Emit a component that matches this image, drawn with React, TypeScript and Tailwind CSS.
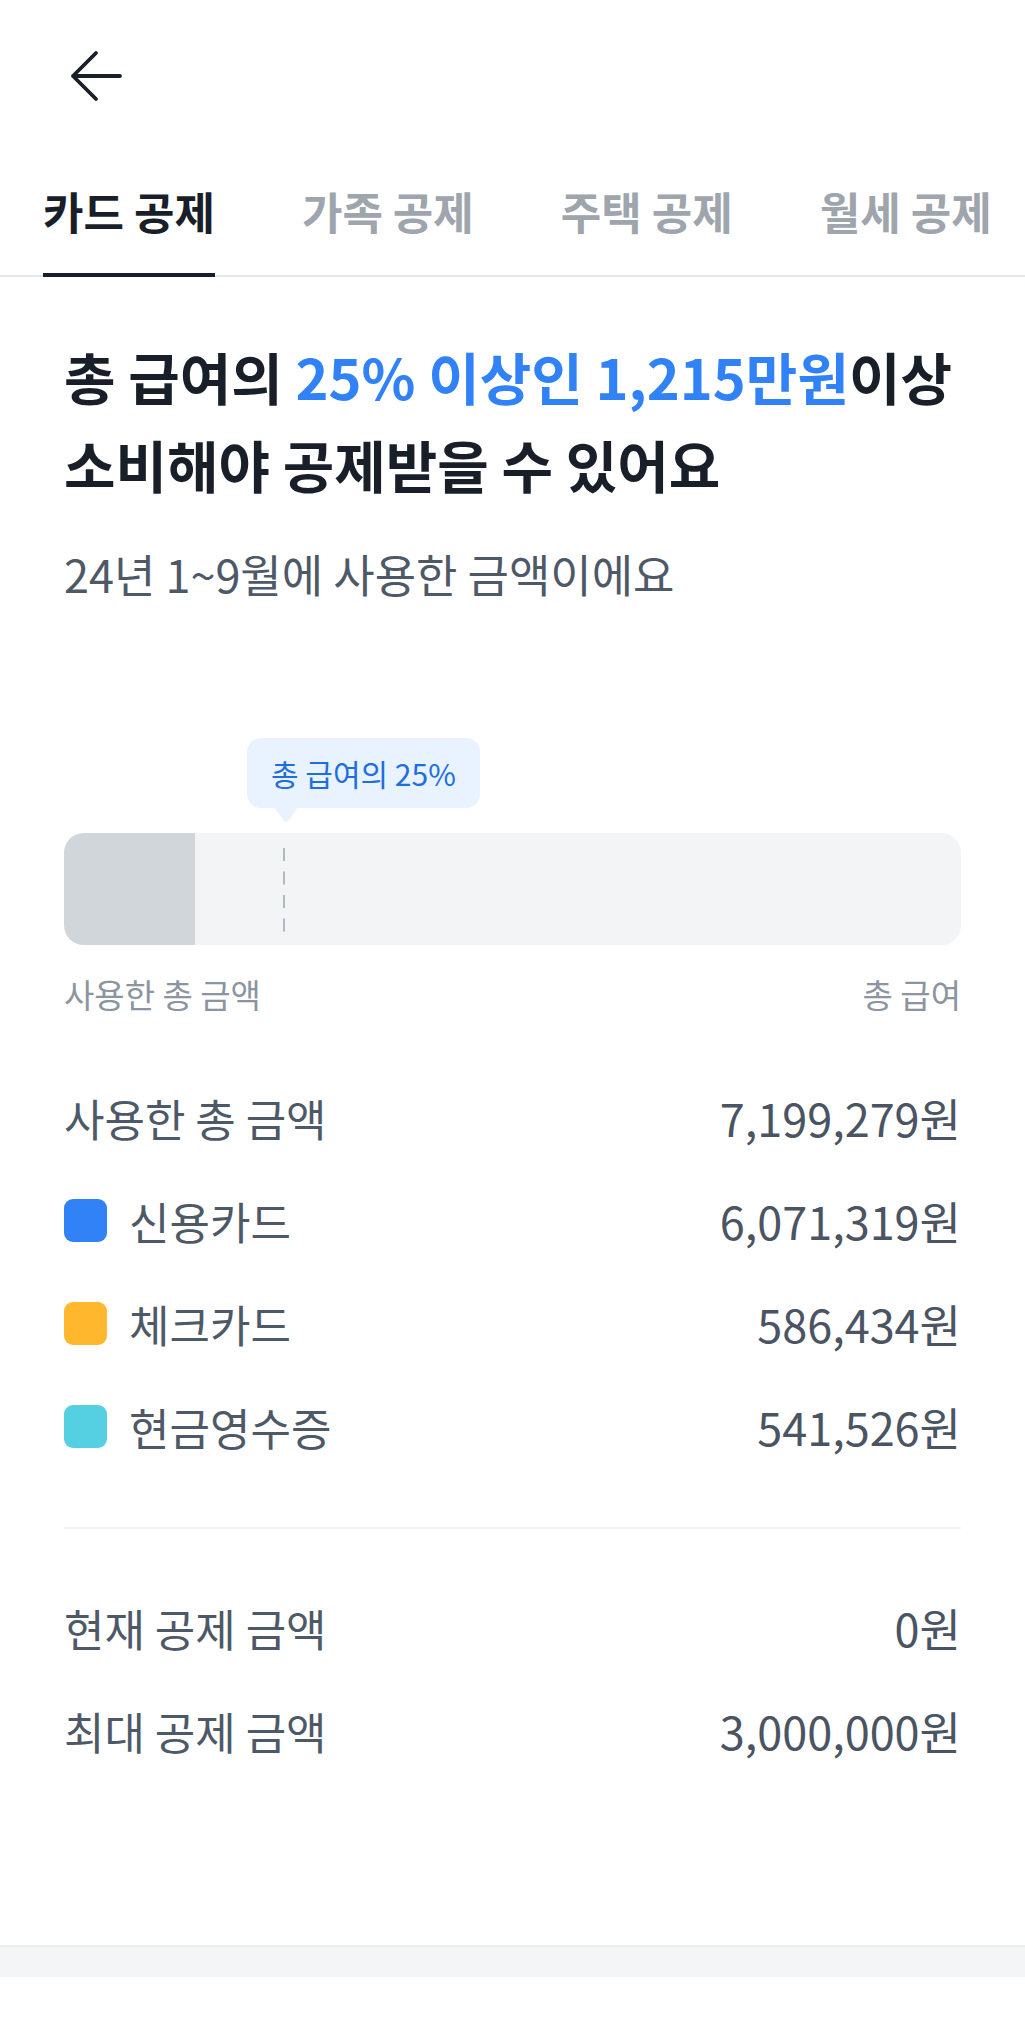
import { useState } from "react";

const tabs = ["카드 공제", "가족 공제", "주택 공제", "월세 공제"];

const usage = [
  { label: "신용카드", value: "6,071,319원", color: "bg-[#3182f6]" },
  { label: "체크카드", value: "586,434원", color: "bg-[#ffb82e]" },
  { label: "현금영수증", value: "541,526원", color: "bg-[#55d0e3]" },
];

function BackArrow() {
  return (
    <svg width="52" height="52" viewBox="0 0 52 52" fill="none">
      <path
        d="M26 3 L3 26 L26 49 M3 26 H50"
        stroke="#191f28"
        strokeWidth="3.8"
        strokeLinecap="round"
        strokeLinejoin="round"
      />
    </svg>
  );
}

function Row({ label, value, children }: { label: string; value: string; children?: React.ReactNode }) {
  return (
    <div className="flex h-[103px] items-center justify-between">
      <div className="flex items-center gap-[22px]">
        {children}
        <span className="text-[44px] leading-none text-[#4e5968]">{label}</span>
      </div>
      <span className="text-[45px] leading-none text-[#4a5462]">{value}</span>
    </div>
  );
}

export default function App() {
  const [active, setActive] = useState(0);

  return (
    <div className="min-h-[2041px] w-full bg-white font-['Noto_Sans_CJK_KR','Noto_Sans',sans-serif]">
      {/* Header */}
      <header className="flex h-[152px] items-center pl-[70px]">
        <button className="flex items-center">
          <BackArrow />
        </button>
      </header>

      {/* Tabs */}
      <nav className="flex gap-[87px] border-b-2 border-[#e5e8eb] px-[43px]">
        {tabs.map((t, i) => (
          <button key={t} onClick={() => setActive(i)} className="flex flex-col pt-[31px]">
            <span
              className={`whitespace-nowrap text-[44px] font-bold leading-[56px] ${
                i === active ? "text-[#191f28]" : "text-[#9ea5ad]"
              }`}
            >
              {t}
            </span>
            <span
              className={`-mb-[2px] mt-[34px] h-[4px] w-full ${i === active ? "bg-[#191f28]" : "bg-transparent"}`}
            />
          </button>
        ))}
      </nav>

      <main className="px-[64px]">
        {/* Title */}
        <h1 className="mt-[55px] text-[56px] font-bold leading-[88px] text-[#191f28]">
          총 급여의 <span className="text-[#3182f6]">25% 이상인 1,215만원</span>이상
          <br />
          소비해야 공제받을 수 있어요
        </h1>
        <p className="mt-[38px] text-[45px] leading-[56px] text-[#4e5968]">24년 1~9월에 사용한 금액이에요</p>

        {/* Tooltip */}
        <div className="mt-[136px] pl-[183px]">
          <div className="relative inline-flex h-[70px] items-center rounded-[14px] bg-[#e8f3ff] px-[24px]">
            <span className="text-[30px] leading-none text-[#1f6ee0]">총 급여의 25%</span>
            <svg
              className="absolute left-[27px] top-[69px]"
              width="24"
              height="16"
              viewBox="0 0 24 16"
              fill="#e8f3ff"
            >
              <path d="M0 0 H24 L14 14 Q12 16 10 14 Z" />
            </svg>
          </div>
        </div>

        {/* Bar */}
        <div className="relative mt-[25px] h-[112px] overflow-hidden rounded-[20px] bg-[#f2f4f6]">
          <div className="h-full w-[131px] bg-[#d1d6db]" />
          <svg className="absolute left-[219px] top-[15px]" width="2" height="84" viewBox="0 0 2 84">
            <line x1="1" y1="0" x2="1" y2="84" stroke="#b0b8c1" strokeWidth="2" strokeDasharray="13 10.5" />
          </svg>
        </div>
        <div className="mt-[27px] flex justify-between text-[33px] leading-[44px] text-[#8b95a1]">
          <span>사용한 총 금액</span>
          <span>총 급여</span>
        </div>

        {/* Breakdown */}
        <div className="mt-[50px]">
          <Row label="사용한 총 금액" value="7,199,279원" />
          {usage.map((u) => (
            <Row key={u.label} label={u.label} value={u.value}>
              <span className={`h-[43px] w-[43px] rounded-[9px] ${u.color}`} />
            </Row>
          ))}
        </div>

        <div className="mt-[49px] h-[2px] bg-[#f2f4f6]" />

        <div className="mt-[47px]">
          <Row label="현재 공제 금액" value="0원" />
          <Row label="최대 공제 금액" value="3,000,000원" />
        </div>
      </main>

      <div className="mt-[163px] h-[32px] border-t-2 border-[#eceef0] bg-[#f4f5f7]" />
    </div>
  );
}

Work to be completed:
Reproduce all of the material exactly, apart from the pictures.

The result:
Emit a component that matches this image, drawn with React, TypeScript and Tailwind CSS.
import { useState } from "react";

const tabs = ["카드 공제", "가족 공제", "주택 공제", "월세 공제"];

const usage = [
  { label: "신용카드", value: "6,071,319원", color: "bg-[#3182f6]" },
  { label: "체크카드", value: "586,434원", color: "bg-[#ffb82e]" },
  { label: "현금영수증", value: "541,526원", color: "bg-[#55d0e3]" },
];

function BackArrow() {
  return (
    <svg width="52" height="52" viewBox="0 0 52 52" fill="none">
      <path
        d="M26 3 L3 26 L26 49 M3 26 H50"
        stroke="#191f28"
        strokeWidth="3.8"
        strokeLinecap="round"
        strokeLinejoin="round"
      />
    </svg>
  );
}

function Row({ label, value, children }: { label: string; value: string; children?: React.ReactNode }) {
  return (
    <div className="flex h-[103px] items-center justify-between">
      <div className="flex items-center gap-[22px]">
        {children}
        <span className="text-[44px] leading-none text-[#4e5968]">{label}</span>
      </div>
      <span className="text-[45px] leading-none text-[#4a5462]">{value}</span>
    </div>
  );
}

export default function App() {
  const [active, setActive] = useState(0);

  return (
    <div className="min-h-[2041px] w-full bg-white font-['Noto_Sans_CJK_KR','Noto_Sans',sans-serif]">
      {/* Header */}
      <header className="flex h-[152px] items-center pl-[70px]">
        <button className="flex items-center">
          <BackArrow />
        </button>
      </header>

      {/* Tabs */}
      <nav className="flex gap-[87px] border-b-2 border-[#e5e8eb] px-[43px]">
        {tabs.map((t, i) => (
          <button key={t} onClick={() => setActive(i)} className="flex flex-col pt-[31px]">
            <span
              className={`whitespace-nowrap text-[44px] font-bold leading-[56px] ${
                i === active ? "text-[#191f28]" : "text-[#9ea5ad]"
              }`}
            >
              {t}
            </span>
            <span
              className={`-mb-[2px] mt-[34px] h-[4px] w-full ${i === active ? "bg-[#191f28]" : "bg-transparent"}`}
            />
          </button>
        ))}
      </nav>

      <main className="px-[64px]">
        {/* Title */}
        <h1 className="mt-[55px] text-[56px] font-bold leading-[88px] text-[#191f28]">
          총 급여의 <span className="text-[#3182f6]">25% 이상인 1,215만원</span>이상
          <br />
          소비해야 공제받을 수 있어요
        </h1>
        <p className="mt-[38px] text-[45px] leading-[56px] text-[#4e5968]">24년 1~9월에 사용한 금액이에요</p>

        {/* Tooltip */}
        <div className="mt-[136px] pl-[183px]">
          <div className="relative inline-flex h-[70px] items-center rounded-[14px] bg-[#e8f3ff] px-[24px]">
            <span className="text-[30px] leading-none text-[#1f6ee0]">총 급여의 25%</span>
            <svg
              className="absolute left-[27px] top-[69px]"
              width="24"
              height="16"
              viewBox="0 0 24 16"
              fill="#e8f3ff"
            >
              <path d="M0 0 H24 L14 14 Q12 16 10 14 Z" />
            </svg>
          </div>
        </div>

        {/* Bar */}
        <div className="relative mt-[25px] h-[112px] overflow-hidden rounded-[20px] bg-[#f2f4f6]">
          <div className="h-full w-[131px] bg-[#d1d6db]" />
          <svg className="absolute left-[219px] top-[15px]" width="2" height="84" viewBox="0 0 2 84">
            <line x1="1" y1="0" x2="1" y2="84" stroke="#b0b8c1" strokeWidth="2" strokeDasharray="13 10.5" />
          </svg>
        </div>
        <div className="mt-[27px] flex justify-between text-[33px] leading-[44px] text-[#8b95a1]">
          <span>사용한 총 금액</span>
          <span>총 급여</span>
        </div>

        {/* Breakdown */}
        <div className="mt-[50px]">
          <Row label="사용한 총 금액" value="7,199,279원" />
          {usage.map((u) => (
            <Row key={u.label} label={u.label} value={u.value}>
              <span className={`h-[43px] w-[43px] rounded-[9px] ${u.color}`} />
            </Row>
          ))}
        </div>

        <div className="mt-[49px] h-[2px] bg-[#f2f4f6]" />

        <div className="mt-[47px]">
          <Row label="현재 공제 금액" value="0원" />
          <Row label="최대 공제 금액" value="3,000,000원" />
        </div>
      </main>

      <div className="mt-[163px] h-[32px] border-t-2 border-[#eceef0] bg-[#f4f5f7]" />
    </div>
  );
}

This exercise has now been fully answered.